The billboard website is written in Javascript and doesn't have an open API. These website features prevent us from using the library Requests directly to get the information wanted. To overcome this issue we need to set up a WebDrive browser simulator. I'm using a chrome simulator and you can download the web driver [here](https://chromedriver.chromium.org/downloads).
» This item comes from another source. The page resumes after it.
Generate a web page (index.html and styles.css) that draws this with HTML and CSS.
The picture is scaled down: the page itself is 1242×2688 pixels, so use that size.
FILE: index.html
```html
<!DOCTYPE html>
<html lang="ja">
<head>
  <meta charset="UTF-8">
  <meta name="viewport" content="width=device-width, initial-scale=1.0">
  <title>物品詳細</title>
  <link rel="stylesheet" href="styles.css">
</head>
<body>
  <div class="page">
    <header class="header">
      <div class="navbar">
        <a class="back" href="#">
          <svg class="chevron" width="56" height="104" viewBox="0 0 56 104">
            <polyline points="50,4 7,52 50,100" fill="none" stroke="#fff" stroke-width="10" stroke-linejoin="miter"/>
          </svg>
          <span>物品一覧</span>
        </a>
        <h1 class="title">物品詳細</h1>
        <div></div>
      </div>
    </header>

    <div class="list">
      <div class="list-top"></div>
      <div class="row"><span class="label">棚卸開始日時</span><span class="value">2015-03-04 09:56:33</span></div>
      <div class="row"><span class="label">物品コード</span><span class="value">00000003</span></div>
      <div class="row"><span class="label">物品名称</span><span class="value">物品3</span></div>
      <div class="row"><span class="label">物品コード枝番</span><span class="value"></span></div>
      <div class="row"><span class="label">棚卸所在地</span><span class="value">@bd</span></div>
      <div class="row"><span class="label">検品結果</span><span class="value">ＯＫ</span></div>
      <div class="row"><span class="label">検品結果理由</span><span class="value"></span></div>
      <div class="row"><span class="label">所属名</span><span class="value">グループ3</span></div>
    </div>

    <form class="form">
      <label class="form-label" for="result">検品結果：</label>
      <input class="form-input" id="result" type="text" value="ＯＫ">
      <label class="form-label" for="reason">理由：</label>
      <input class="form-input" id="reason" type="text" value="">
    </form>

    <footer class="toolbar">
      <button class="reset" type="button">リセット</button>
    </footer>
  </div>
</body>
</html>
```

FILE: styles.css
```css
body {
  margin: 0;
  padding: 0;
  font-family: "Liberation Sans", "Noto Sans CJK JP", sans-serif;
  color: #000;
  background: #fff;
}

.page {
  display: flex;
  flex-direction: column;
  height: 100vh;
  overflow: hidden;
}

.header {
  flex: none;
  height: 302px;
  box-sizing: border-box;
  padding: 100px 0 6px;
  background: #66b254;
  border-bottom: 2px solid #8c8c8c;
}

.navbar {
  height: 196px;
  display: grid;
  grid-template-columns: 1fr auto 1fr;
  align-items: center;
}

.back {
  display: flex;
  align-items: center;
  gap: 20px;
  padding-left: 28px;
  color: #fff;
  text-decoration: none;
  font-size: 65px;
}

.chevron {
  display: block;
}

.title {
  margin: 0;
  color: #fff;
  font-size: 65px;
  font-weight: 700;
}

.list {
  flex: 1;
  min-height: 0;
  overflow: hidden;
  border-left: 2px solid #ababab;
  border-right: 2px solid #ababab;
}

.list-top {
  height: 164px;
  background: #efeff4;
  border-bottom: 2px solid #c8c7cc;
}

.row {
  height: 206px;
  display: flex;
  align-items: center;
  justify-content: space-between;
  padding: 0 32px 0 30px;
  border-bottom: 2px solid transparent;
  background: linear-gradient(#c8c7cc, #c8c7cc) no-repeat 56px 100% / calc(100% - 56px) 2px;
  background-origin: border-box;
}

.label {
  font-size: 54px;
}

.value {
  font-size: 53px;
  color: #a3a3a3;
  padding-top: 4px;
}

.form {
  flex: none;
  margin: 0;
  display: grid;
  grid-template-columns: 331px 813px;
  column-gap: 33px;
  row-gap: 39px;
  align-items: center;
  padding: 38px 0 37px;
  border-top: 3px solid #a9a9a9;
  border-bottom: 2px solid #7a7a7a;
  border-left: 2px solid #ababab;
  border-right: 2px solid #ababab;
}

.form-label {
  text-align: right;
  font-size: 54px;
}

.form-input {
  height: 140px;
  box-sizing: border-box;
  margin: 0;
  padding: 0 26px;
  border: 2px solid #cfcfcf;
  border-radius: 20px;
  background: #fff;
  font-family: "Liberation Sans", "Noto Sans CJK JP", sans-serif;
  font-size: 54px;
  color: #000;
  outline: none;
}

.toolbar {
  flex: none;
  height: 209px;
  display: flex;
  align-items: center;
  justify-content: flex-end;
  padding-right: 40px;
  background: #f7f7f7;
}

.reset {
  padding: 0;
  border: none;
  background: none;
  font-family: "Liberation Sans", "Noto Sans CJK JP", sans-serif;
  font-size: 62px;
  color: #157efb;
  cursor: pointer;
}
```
With the code below in hand, you can set up a chrome simulator.

In [3]:
os.chdir('C:/Users/joaom/Desktop') # change  directory
chrome_driver = 'C://Users//joaom//Desktop//chromedriver' #set the webdriver 
#Set up chromedrive options
chrome_options = Options()
chrome_options.add_argument("--headless")
chrome_options.add_argument("--window-size=1366x768")
#set the browser simulator
driver = webdriver.Chrome(options=chrome_options)
driver

<selenium.webdriver.chrome.webdriver.WebDriver (session="d7cadb81dab30f59aeb195f13d6d2760")>

If you want to save this data straight to your `SQL` server you can run this code below with your `SQL` server user and password.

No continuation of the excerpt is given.